We actually built a variation of Kerberos that uses asymmetric crypto called PKU2U, but it’s designed for user-to-user authentication — i.e. without a trusted third party. It was originally built for HomeGroup and is now used for point-to-point authentication using Active Directory credentials.
Initial Authentication Generally Assumes Passwords
The last point suggested PKINIT can be used for authentication, and it can, but this assumes the application knows how it works and supports certificates. It turns out this isn’t as common as you’d think, and applications tend to just prompt for passwords. There will always be legacy applications that just work that will never be updated.
The other problem here is that you’re still limited to passwords or RSA-based asymmetric keys. We’re trending towards ECC asymmetric crypto with FIDO and it’s impossible to fit that into an exchange that is universally (or at least critically) supported let alone other arbitrary authentication messages.
It should be pointed out that using passwords does have its benefits. They are incredibly simple to use when machine generated and managed.

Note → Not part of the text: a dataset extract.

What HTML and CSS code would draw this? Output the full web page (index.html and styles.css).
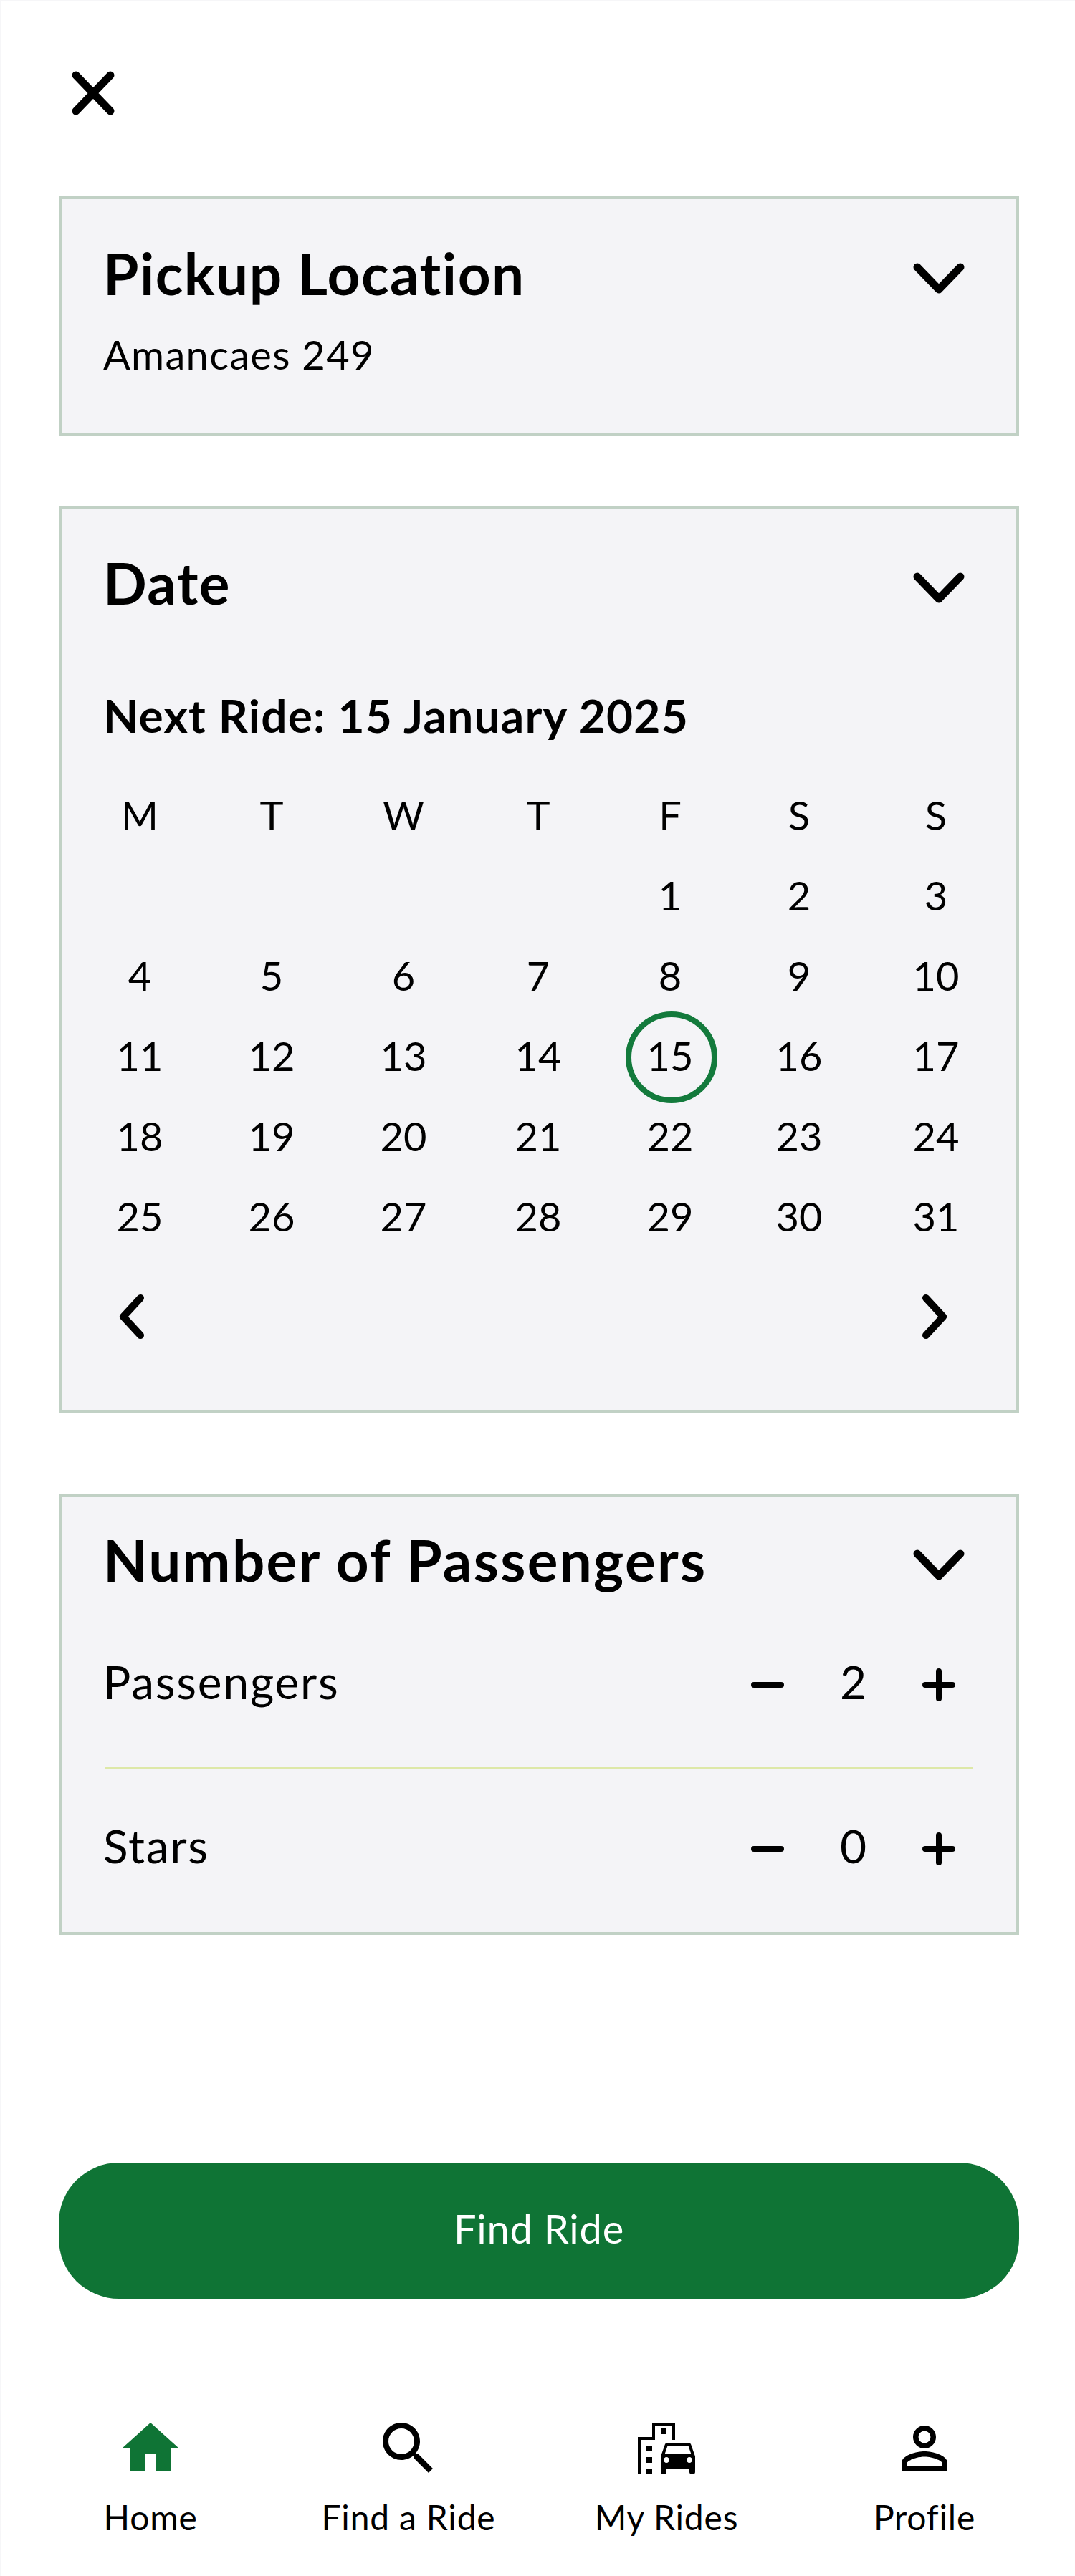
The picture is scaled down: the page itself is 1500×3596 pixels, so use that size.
FILE: index.html
```html
<!DOCTYPE html>
<html lang="en">

<head>
    <meta charset="UTF-8">
    <meta name="viewport" content="width=device-width, initial-scale=1.0">
    <title>Find Ride</title>
    <link rel="stylesheet" href="styles.css">
</head>

<body>
    <div class="screen">
        <div class="top-bar">
            <svg class="close-icon" viewBox="0 0 60 62"><path d="M6 6 54 56M54 6 6 56" /></svg>
        </div>

        <section class="card">
            <div class="card-head">
                <h2>Pickup Location</h2>
                <svg class="chevron-down" viewBox="0 0 72 44"><path d="M6 6 36 37 66 6" /></svg>
            </div>
            <p class="address">Amancaes 249</p>
        </section>

        <section class="card date-card">
            <div class="card-head">
                <h2>Date</h2>
                <svg class="chevron-down" viewBox="0 0 72 44"><path d="M6 6 36 37 66 6" /></svg>
            </div>
            <p class="next-ride">Next Ride: 15 January 2025</p>
            <div class="calendar">
                <span>M</span><span>T</span><span>W</span><span>T</span><span>F</span><span>S</span><span>S</span>
                <span></span><span></span><span></span><span></span><span>1</span><span>2</span><span>3</span>
                <span>4</span><span>5</span><span>6</span><span>7</span><span>8</span><span>9</span><span>10</span>
                <span>11</span><span>12</span><span>13</span><span>14</span><span class="selected">15</span><span>16</span><span>17</span>
                <span>18</span><span>19</span><span>20</span><span>21</span><span>22</span><span>23</span><span>24</span>
                <span>25</span><span>26</span><span>27</span><span>28</span><span>29</span><span>30</span><span>31</span>
            </div>
            <div class="month-nav">
                <svg class="month-arrow" viewBox="0 0 36 62"><path d="M30 5 6 31 30 57" /></svg>
                <svg class="month-arrow" viewBox="0 0 36 62"><path d="M6 5 30 31 6 57" /></svg>
            </div>
        </section>

        <section class="card passengers-card">
            <div class="card-head">
                <h2>Number of Passengers</h2>
                <svg class="chevron-down" viewBox="0 0 72 44"><path d="M6 6 36 37 66 6" /></svg>
            </div>
            <div class="count-row first-row">
                <span class="count-label">Passengers</span>
                <div class="counter">
                    <svg class="count-icon" viewBox="0 0 46 46"><path d="M4 23H42" /></svg>
                    <span class="count-value">2</span>
                    <svg class="count-icon" viewBox="0 0 46 46"><path d="M4 23H42M23 4V42" /></svg>
                </div>
            </div>
            <div class="count-row">
                <span class="count-label">Stars</span>
                <div class="counter">
                    <svg class="count-icon" viewBox="0 0 46 46"><path d="M4 23H42" /></svg>
                    <span class="count-value">0</span>
                    <svg class="count-icon" viewBox="0 0 46 46"><path d="M4 23H42M23 4V42" /></svg>
                </div>
            </div>
        </section>

        <button class="find-button" type="button">Find Ride</button>

        <nav class="bottom-nav">
            <a class="nav-item active">
                <svg viewBox="0 0 24 24"><path d="M10 20v-6h4v6h5v-8h3L12 3 2 12h3v8z" /></svg>
                <span>Home</span>
            </a>
            <a class="nav-item">
                <svg viewBox="0 0 24 24"><path d="M15.5 14h-.79l-.28-.27C15.41 12.59 16 11.11 16 9.5 16 5.91 13.09 3 9.5 3S3 5.91 3 9.5 5.91 16 9.5 16c1.61 0 3.09-.59 4.23-1.57l.27.28v.79l5 4.99L20.49 19l-4.99-5zm-6 0C7.01 14 5 11.99 5 9.5S7.01 5 9.5 5 14 7.01 14 9.5 11.99 14 9.5 14z" /></svg>
                <span>Find a Ride</span>
            </a>
            <a class="nav-item">
                <svg viewBox="0 0 24 24">
                    <path d="M20.57 10.66C20.43 10.26 20.05 10 19.6 10h-7.19c-.46 0-.83.26-.98.66L10 14.77l.01 5.51c0 .38.31.72.69.72h.62c.38 0 .68-.38.68-.76V19h8v1.24c0 .38.31.76.69.76h.61c.38 0 .69-.34.69-.72l.01-1.37v-4.14l-1.43-4.11zM12.41 11h7.19l1.03 3h-9.25l1.03-3zM12 17c-.55 0-1-.45-1-1s.45-1 1-1 1 .45 1 1-.45 1-1 1zm8 0c-.55 0-1-.45-1-1s.45-1 1-1 1 .45 1 1-.45 1-1 1z" />
                    <path d="M14 9h1V3H7v5H2v13h1V9h5V4h6z" />
                    <path d="M5 11h2v2H5zM10 5h2v2h-2zM5 15h2v2H5zM5 19h2v2H5z" />
                </svg>
                <span>My Rides</span>
            </a>
            <a class="nav-item">
                <svg viewBox="0 0 24 24"><path d="M12 5.9c1.16 0 2.1.94 2.1 2.1s-.94 2.1-2.1 2.1S9.9 9.16 9.9 8s.94-2.1 2.1-2.1m0 9c2.97 0 6.1 1.46 6.1 2.1v1.1H5.9V17c0-.64 3.13-2.1 6.1-2.1M12 4C9.79 4 8 5.79 8 8s1.79 4 4 4 4-1.79 4-4-1.79-4-4-4zm0 9c-2.67 0-8 1.34-8 4v3h16v-3c0-2.66-5.33-4-8-4z" /></svg>
                <span>Profile</span>
            </a>
        </nav>
    </div>
</body>

</html>
```

FILE: styles.css
```css
* {
    box-sizing: border-box;
}

body {
    margin: 0;
    font-family: "Lato", "Noto Sans", sans-serif;
    font-variant-ligatures: none;
    color: #000;
    background: #fff;
}

.screen {
    width: 1500px;
    height: 3596px;
    overflow: hidden;
    border-top: 2px solid #f6f6f8;
    border-left: 2px solid #f6f6f8;
}

.top-bar {
    padding: 97px 0 0 98px;
    height: 272px;
}

.close-icon {
    display: block;
    width: 60px;
    height: 62px;
}

.close-icon path,
.chevron-down path,
.month-arrow path,
.count-icon path {
    fill: none;
    stroke: #000;
    stroke-linecap: round;
    stroke-linejoin: round;
}

.close-icon path {
    stroke-width: 11;
}

.card {
    width: 1340px;
    margin-left: 80px;
    padding: 40px 60px 0;
    background: #f4f4f7;
    border: 4px solid #c1d1c5;
}

.card-head {
    display: flex;
    justify-content: space-between;
    align-items: center;
    height: 126px;
}

.card-head h2 {
    margin: 0 0 0 -2px;
    font-size: 80px;
    font-weight: 700;
    line-height: 126px;
    letter-spacing: 1.5px;
}

.chevron-down {
    width: 72px;
    height: 44px;
    margin: 16px 12px 0 0;
}

.chevron-down path {
    stroke-width: 11;
}

.address {
    margin: 0 0 0 -2px;
    height: 161px;
    padding-top: 13px;
    font-size: 56px;
    line-height: 76px;
    letter-spacing: 1.3px;
}

.date-card {
    height: 1267px;
    margin-top: 97px;
}

.next-ride {
    margin: 0 0 0 -2px;
    padding-top: 79px;
    height: 205px;
    font-size: 64px;
    font-weight: 700;
    line-height: 88px;
    letter-spacing: 1.2px;
}

.calendar {
    display: grid;
    grid-template-columns: 186px 182px 186px 190px 178px 182px 200px;
    grid-auto-rows: 112px;
    place-items: center;
    margin: 0 -44px;
    font-size: 56px;
}

.selected {
    display: flex;
    align-items: center;
    justify-content: center;
    width: 128px;
    height: 128px;
    margin: 6px 0 0 4px;
    padding: 0 4px 6px 0;
    border: 8px solid #137a3c;
    border-radius: 50%;
}

.month-nav {
    display: flex;
    justify-content: space-between;
    margin: 54px 36px 0 20px;
}

.month-arrow {
    width: 36px;
    height: 62px;
}

.month-arrow path {
    stroke-width: 10;
}

.passengers-card {
    height: 615px;
    margin-top: 113px;
    padding-top: 24px;
}

.passengers-card h2 {
    letter-spacing: 2.3px;
}

.count-row {
    display: flex;
    justify-content: space-between;
    align-items: center;
    height: 212px;
    padding-right: 25px;
    font-size: 64px;
}

.count-label {
    margin-left: -2px;
    letter-spacing: 1.8px;
}

.first-row {
    height: 230px;
    padding-bottom: 12px;
    border-bottom: 4px solid #dde8a8;
}

.counter {
    display: grid;
    grid-template-columns: 46px 1fr 46px;
    align-items: center;
    justify-items: center;
    width: 285px;
}

.count-icon {
    width: 46px;
    height: 46px;
    margin-top: 10px;
}

.count-icon path {
    stroke-width: 8;
}

.find-button {
    display: block;
    width: 1340px;
    height: 190px;
    margin: 318px 0 0 80px;
    padding: 0 0 8px;
    border: none;
    border-radius: 84px;
    background: #0f7435;
    color: #fff;
    font-family: inherit;
    font-size: 56px;
    letter-spacing: 0.8px;
}

.bottom-nav {
    display: grid;
    grid-template-columns: repeat(4, 360px);
    margin: 161px 0 0 28px;
}

.nav-item {
    display: flex;
    flex-direction: column;
    align-items: center;
    gap: 15px;
    font-size: 48px;
    line-height: 65px;
    letter-spacing: 0.8px;
}

.nav-item svg {
    width: 96px;
    height: 96px;
}

.nav-item.active svg {
    fill: #0f7435;
}
```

Line of Sight to Authentication Servers is Mandatory
Line of sight to the authenticating server is often a requirement in authentication protocols, but Kerberos services tend to live only within private networks. Whether you should move them to the open internet is up for debate (actually it’s not — don’t do it), but most organizations choose not to do it and would rather rely on a service born on the internet if needed.
So What’s the Takeway?
There are certainly a lot of problems with Kerberos — they are the criticisms from heavy adoption. The protocol still has value, but it’s starting to show its age and we need to look forward to what replaces it. As we move away from it we need to remember that Kerberos got quite a few things right and learn from that.